Jackie Gleason had a photographic memory. Sometimes, though, he’d forget a line when going live on stage for “The Honeymooners.”
As bus driver Ralph Kramden, Gleason would enter the flat he shared with his wife Alice, played by Audrey Meadows, and start talking. Gleason, during “The Honeymooners” one-season run on CBS, was a hefty fellow. That’s putting it mildly. Anyway, there were times Gleason would get lost during some dialogue.
If he did, then he would pat his stomach and that would be a sign to his fellow cast member to help.
Gleason was notorious for hating rehearsals. He never did them because he wanted to feel the immediacy of an audience’s response. Now Meadows, Art Carney (Ed Norton), and Joyce Randolph (Trixie Norton) would rehearse with a stand-in for Gleason. It didn’t actually mirror what would happen in front of a live audience, but it was better than nothing at all.
‘The Honeymooners’ Starts Out As Sketch On TV Show
“The Honeymooners” originally was a short sketch on the DuMont network’s “Cavalcade of Stars,” which Gleason hosted. When CBS offered him more money, then Gleason moved over there and started “The Jackie Gleason Show.” The sketch continued over there, becoming one of the fan favorites.

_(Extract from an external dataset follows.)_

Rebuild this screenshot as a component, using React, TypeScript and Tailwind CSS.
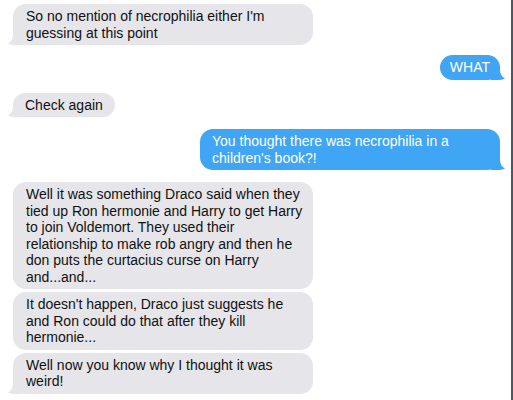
import type { ReactNode } from "react"

function Tail({ side, color }: { side: "left" | "right"; color: string }) {
  if (side === "left") {
    return (
      <svg
        className="absolute -left-[5px] bottom-0"
        width="14"
        height="14"
        viewBox="0 0 14 14"
      >
        <path d="M14 0 L14 14 L8 14 C5 14 2 13.5 0 12.5 C3 11 5 8 5 3 L5 0 Z" fill={color} />
      </svg>
    )
  }
  return (
    <svg
      className="absolute -right-[5px] bottom-0"
      width="14"
      height="14"
      viewBox="0 0 14 14"
    >
      <path d="M0 0 L0 14 L6 14 C9 14 12 13.5 14 12.5 C11 11 9 8 9 3 L9 0 Z" fill={color} />
    </svg>
  )
}

function Bubble({
  from,
  tail,
  className = "",
  children,
}: {
  from: "them" | "me"
  tail?: boolean
  className?: string
  children: ReactNode
}) {
  const me = from === "me"
  return (
    <div
      className={`relative rounded-[13px] py-[4px] text-[14px] leading-[16.5px] ${
        me ? "self-end bg-[#3fa5f4] text-white" : "self-start bg-[#e5e5ea] text-[#111]"
      } ${className}`}
    >
      {tail && <Tail side={me ? "right" : "left"} color={me ? "#3fa5f4" : "#e5e5ea"} />}
      <span className="relative">{children}</span>
    </div>
  )
}

export default function App() {
  return (
    <div
      className="h-[400px] w-[513px] bg-white border-r-2 border-[#4a5865] overflow-hidden"
      style={{ fontFamily: '"Liberation Sans", Arial, sans-serif' }}
    >
      <div className="flex flex-col pl-[13px] pr-[11px] pt-[4px]">
        <Bubble from="them" tail className="w-[300px] pl-[13px] pr-[8px]">
          So no mention of necrophilia either I'm guessing at this point
        </Bubble>

        <Bubble from="me" tail className="mt-[10px] px-[10px]">
          WHAT
        </Bubble>

        <Bubble from="them" tail className="mt-[13px] px-[12px]">
          Check again
        </Bubble>

        <Bubble from="me" tail className="mt-[12px] w-[300px] pl-[12px] pr-[8px]">
          You thought there was necrophilia in a children's book?!
        </Bubble>

        <Bubble from="them" className="mt-[12px] w-[300px] pl-[13px] pr-[8px]">
          Well it was something Draco said when they tied up Ron hermonie and Harry to get Harry
          to join Voldemort. They used their relationship to make rob angry and then he don puts
          the curtacius curse on Harry and...and...
        </Bubble>

        <Bubble from="them" className="mt-[3px] w-[300px] pl-[13px] pr-[8px]">
          It doesn't happen, Draco just suggests he and Ron could do that after they kill
          hermonie...
        </Bubble>

        <Bubble from="them" tail className="mt-[3px] w-[300px] pl-[13px] pr-[8px]">
          Well now you know why I thought it was weird!
        </Bubble>
      </div>
    </div>
  )
}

Ironically, CBS signed Gleason to a – wait for it – $1 million contract for two seasons of “The Honeymooners.” That’s $1 million circa mid-1950s. It was a massive contract, something that Alice might say the only thing bigger than that was Ralph’s pants. But Gleason told the network after one season that he was done with the half-hour series. It did so-so in the ratings, finishing at No. 19 for the one season. Yet Gleason felt like there wasn’t any more good material for his writers to do a half-hour comedy show.
The one season that “The Honeymooners” was on CBS was 1955-56. Gleason, though, wasn’t done with the TV world or CBS. He returned to his variety show format in the 1956-57 season. Gleason even had “Honeymooners” sketches in there, which belies his reasoning for ending the comedy show.
Jackie Gleason Helped a Young Larry King Kickstart Career
When Jackie Gleason moved his variety show from New York City to Miami Beach, it made headlines. A major television star gets a network to go along with his desire to be in a warm climate. It sounds like a Kramden scheme, but it was nothing of the sort.
Gleason moved down to Florida in 1964, having his Saturday night variety show open from “The Sun and Fun Capitol of the World.” But even he knew that good press was needed for his show.
Enter a young radio host named Larry King, who was growing his influence in South Florida. King, who died in January, was a part of “The Great Gleason Express.” That was a train that brought everyone from New York City to Florida. It made numerous stops in towns along the route. Gleason would get out and say a few words, even wave for pictures, too.
King took all this down as part of the press junket. He and Gleason started talking, found out they both were Brooklyn kids, and the rest is history. Gleason was one of the first guests on King’s initial nationally-syndicated radio show, “The Larry King Show,” in the 1970s.
Their friendship continued until Gleason died from cancer in 1987.